The Navy continues to test the CUSV and work toward a Milestone-C, full-rate production decision, Prender said.

“It was designed to be deployed and recovered from the Littoral Combat Ship to perform the mine-sweeping mission,” Prender said. “Since that initial concept, it has grown legs.”

This new effort pairs the CUSV with NAVSEA's Battle Management System and a remote weapons station that features a box-style launcher that holds two vertical-launched Hellfire missiles, as well as a .50-caliber machine gun, he said.

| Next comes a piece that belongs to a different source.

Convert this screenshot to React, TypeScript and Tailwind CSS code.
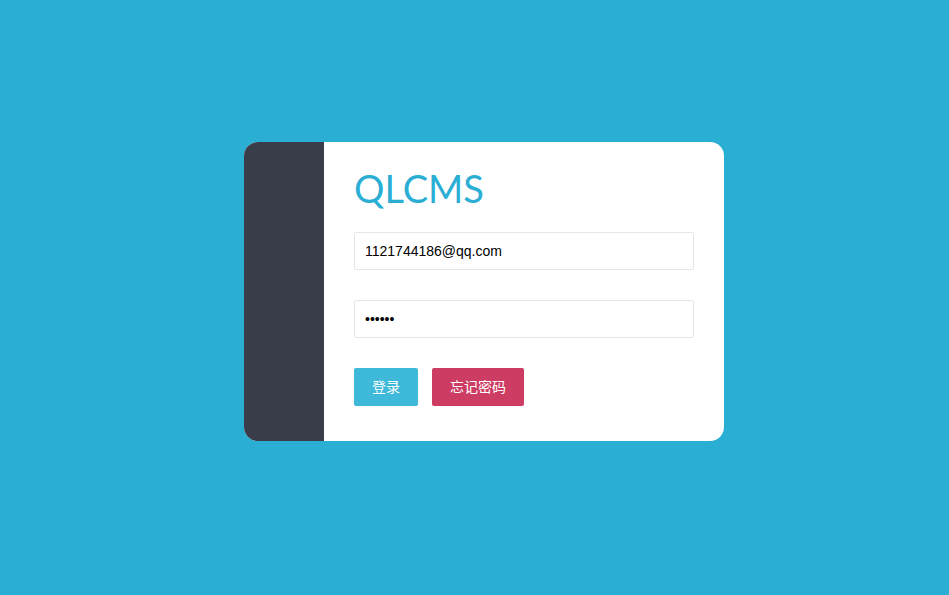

The system is designed to “operate autonomously, identify potential targets and threats, and then pass that to the remote weapons station,” Prender said.

Navy photo

The Common Unmanned Surface Vehicle (CUSV) in action(Textron Systems)

Textron demonstrated the system in July at the Navy's Advanced Naval Technology Experiment at Camp Lejeune, North Carolina.

“We would certainly like to see the Navy take what we have worked on and move that into a longer-term exercise,” Prender said.

The system is also being tested for use with Navy expeditionary-based vessels, he said.

“It was originally envisioned to be an LCS mission module; it has proven itself to be far more than just that,” Prender said.